Prodded further, he said, “The APC nourished by Buni is being famished by Adamu.”
He was sad with the gale of defections that has hit the party recently and is afraid that such may continue if care is not taken.
He pinned the reason on poor leadership, “a leadership that chooses its own and shuts out others, a leadership that does not see beyond its interest”.
When Buni was rebuilding the party, the interest of the platform was paramount and everything was done with its greatness in mind, but not anymore, according to Bogaru, but not anymore.
Bogaru’s greatest fear, perhaps unfounded – but you doubt this unconventional ‘seer’ at your peril – is that when a substantive vice-presidential candidate is picked, the dumping of the broom for other platforms may increase until Election Day. And his fear should rightly be that of the managers of the ruling party, too.
“But just as every illness has its remedy, every problem has its solution”, he argued. The APC was nursed back to life, making it the darling of those who seek power. It was nurtured back into the near beautiful bride it was before the 2015 elections when it swept an incumbent president and a ruling party off its perch.
Bogaru believes Buni is a political asset talented in the art of harvesting goodwill, building bridges across divides and dousing revolt. As a politician, he is sagacious enough to give party members a sense of belonging and feel loved and protected, and their interests accommodated.
To him, the APC direly needs Buni’s perceptiveness going into the elections next year. While its presidential candidate moves around wooing Nigerians for their votes, Buni should move about deploying his charm, convincing political pillars on why they should remain, join or rejoin the party. He sure has his job cut out for him. And he can do it.
But do it as what? In what capacity? He has to have the authority. And our man believes he can do that well as the vice-presidential candidate of the party. He said it is not because he can bog down the Peoples Democratic Party’s candidate as two of them are from the North East. No, it is not even because the North East deserves a look in by the APC, he said, or even because having saved the party from collapsing and rebuilding it, he deserves a sort of compensation. He also insists that it is not also because, having superintended over its affairs at the national level, his political tentacles are spread nationwide.
Our man, Bogaru, believes Buni can do it. Simple, he crooned. He reckons that Buni, apart from stitching and holding the party together (which will make the government free to pursue policy formulations and implementations like he did at a time for this government), will represent the youth, and would be a hundred per cent loyal to his principal and also accomplish to the letter any assignment entrusted to him.

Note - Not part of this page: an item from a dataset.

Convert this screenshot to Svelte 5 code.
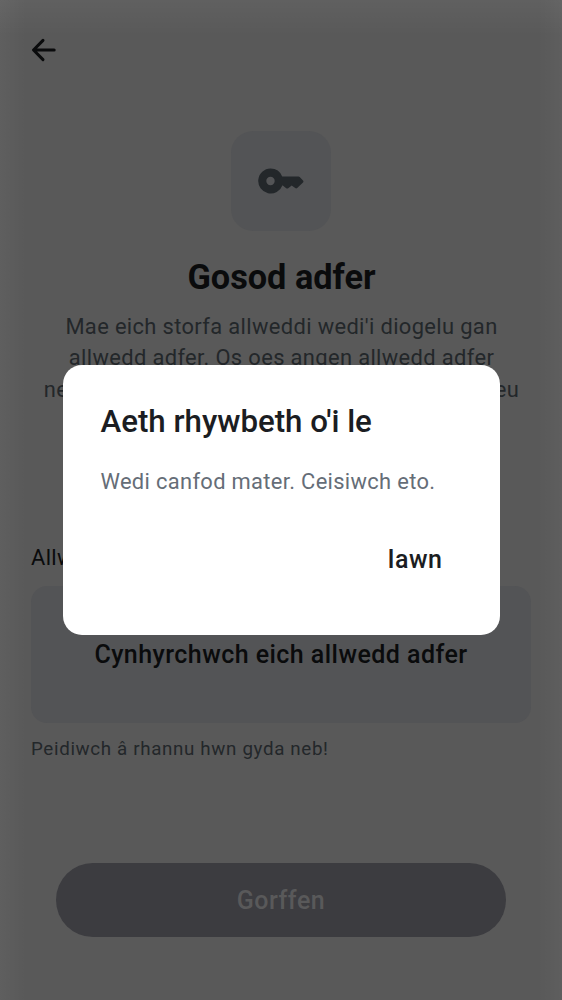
<script lang="ts">
  const paragraph = [
    "Mae eich storfa allweddi wedi'i diogelu gan",
    'allwedd adfer. Os oes angen allwedd adfer',
    'newydd arnoch ar ôl gosod, gallwch ei hail-greu'
  ];
</script>

<div class="screen">
  <header>
    <button class="back" aria-label="Yn ôl">
      <svg width="26" height="24" viewBox="0 0 26 24" fill="none" stroke="#0a0b0c" stroke-width="3" stroke-linecap="round" stroke-linejoin="round">
        <path d="M12 2.4 2.5 12l9.5 9.6M3 12H23.2" />
      </svg>
    </button>
  </header>

  <main>
    <div class="badge">
      <svg width="46" height="26" viewBox="0 0 46 26">
        <path fill="#23272a" fill-rule="evenodd" d="M12.5.5A12.5 12.5 0 0 1 24.2 8.5H40.5Q41.2 8.5 41.7 9L45 12.4Q45.9 13.4 45 14.4L39.2 20Q38.2 20.8 37.2 20L33.7 17.4 30.2 20.2Q29.2 21 28.2 20.2L24.5 17.2A12.5 12.5 0 1 1 12.5.5ZM12.5 8.8A4.2 4.2 0 1 0 12.5 17.2A4.2 4.2 0 1 0 12.5 8.8Z" />
      </svg>
    </div>
    <h1>Gosod adfer</h1>
    <p class="intro">
      {#each paragraph as line}<span>{line}</span>{/each}
    </p>
    <section>
      <div class="label">Allwedd adfer</div>
      <button class="generate">Cynhyrchwch eich allwedd adfer</button>
      <div class="hint">Peidiwch â rhannu hwn gyda neb!</div>
    </section>
    <button class="finish" disabled>Gorffen</button>
  </main>

  <div class="overlay">
    <div class="dialog" role="alertdialog" aria-modal="true" aria-labelledby="dialog-title">
      <h2 id="dialog-title">Aeth rhywbeth o'i le</h2>
      <p>Wedi canfod mater. Ceisiwch eto.</p>
      <div class="actions"><button>Iawn</button></div>
    </div>
  </div>
</div>

<style>
  :global(body) { margin: 0; background: #595959; }
  .screen {
    position: relative;
    box-sizing: border-box;
    width: 562px;
    height: 1000px;
    overflow: hidden;
    background:
      linear-gradient(180deg, rgba(255, 255, 255, 0.045), transparent 36px),
      linear-gradient(90deg, rgba(255, 255, 255, 0.035), transparent 26px, transparent 538px, rgba(255, 255, 255, 0.03)),
      #595959;
    font-family: Roboto, sans-serif;
    color: #0a0b0c;
  }
  button { border: 0; padding: 0; margin: 0; background: none; font: inherit; color: inherit; }
  h1, h2, p { margin: 0; }
  svg { display: block; }
  header { height: 93px; padding: 38px 31px 0; box-sizing: border-box; }
  .back { display: block; }
  main { display: flex; flex-direction: column; align-items: center; padding: 38px 31px 0; }
  .badge {
    display: grid;
    place-items: center;
    width: 100px;
    height: 100px;
    border-radius: 22px;
    background: #535456;
  }
  h1 { margin-top: 24px; padding-left: 1px; font-size: 34.3px; line-height: 44px; font-weight: 700; white-space: nowrap; }
  .intro {
    margin-top: 12px;
    height: 125px;
    padding-left: 1px;
    font-size: 21.9px;
    line-height: 31.25px;
    letter-spacing: 0.36px;
    color: #23272a;
    text-align: center;
  }
  .intro span { display: block; white-space: nowrap; }
  section { width: 500px; margin-top: 106px; }
  .label { font-size: 21.9px; line-height: 31px; letter-spacing: 0.36px; }
  .generate {
    display: block;
    width: 500px;
    height: 137px;
    margin-top: 13px;
    border-radius: 16px;
    background: #535456;
    font-size: 25px;
    font-weight: 500;
    letter-spacing: 0.45px;
  }
  .hint { margin-top: 14px; font-size: 18.75px; line-height: 25px; letter-spacing: 0.65px; color: #23272a; }
  .finish {
    width: 450px;
    height: 74px;
    margin-top: 101px;
    border-radius: 38px;
    background: #3c3c40;
    color: #59595a;
    font-size: 25px;
    font-weight: 500;
    letter-spacing: 0.5px;
  }
  .overlay { position: absolute; inset: 0; display: grid; place-items: center; }
  .dialog {
    box-sizing: border-box;
    width: 437px;
    height: 270px;
    padding: 37px 38px 0;
    border-radius: 19px;
    background: #fff;
    color: #1b1d22;
  }
  h2 { font-size: 31.25px; line-height: 40px; font-weight: 500; white-space: nowrap; }
  .dialog p { margin-top: 24px; font-size: 21.9px; line-height: 31px; letter-spacing: 0.33px; color: #656d77; white-space: nowrap; }
  .actions { display: flex; justify-content: flex-end; margin-top: 31px; padding-right: 19px; }
  .actions button { height: 62px; font-size: 25px; font-weight: 500; letter-spacing: 0.5px; }
</style>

He argued that the polity had been so polarised and our fault lines further deepened by mischievous people in the garb of leaders that the environment needs now, more than ever before, a man with Buni’s visage and demeanour to bring Nigerians back on track towards building a viable nation we all will be proud of.
However, despite Bogaru’s vision, we live in times, interesting or not, that defy understanding. Strange, sometimes extreme, sadly not surprising, things are happening that it may not matter if APC chose otherwise.
When you see a man who courts a queen and after a deserved suitor trounces him, he comes back fighting tooth and nail for the queen’s maid, then you know a man who does not know love. And if a person, who supposedly should guide him and others to what life is all about, offers him the lady that was not on his radar, a lady of lower quality, then you know a person who will lead others to failure. How will you expect such people – the enforcer and the beneficiary – to be fair and just to the lady or the masses?
Any man who feels he wants to be a president must be sufficiently convinced that he has what it takes to be there and that his service is beyond any lower office. Well, except if he did not know what he wanted. And that means it was ego that was pushing him. He is just a man as empty as they come.
And because the times are what they are and the people are who they are, though their actions are strange, sometimes extreme, sadly no one will be surprised if he who wants to be a king shamelessly fights to be a courtier, or if the self-interests make the party pick a vice-presidential candidate that they “will be comfortable with” even if at the cost of critical votes and nation-building. At the end of the day, it may not matter.
Lest I forget
Former Deputy Senate President Ike Ekweremadu. I won’t make further comments but surely I will, soon. It suffices now to say I love where the law works for everybody – the high and mighty and the lowly and weak, countryman or foreigner. I love where there is justice that is blind to who one is. In such lands, life wouldn’t degenerate into sharing sovereignty with non-state actors – brigands, insurgents, separatists, bandits and all. Governments in such lands take care of everyone that the recruitment base of such malcontents is ever-shrinking.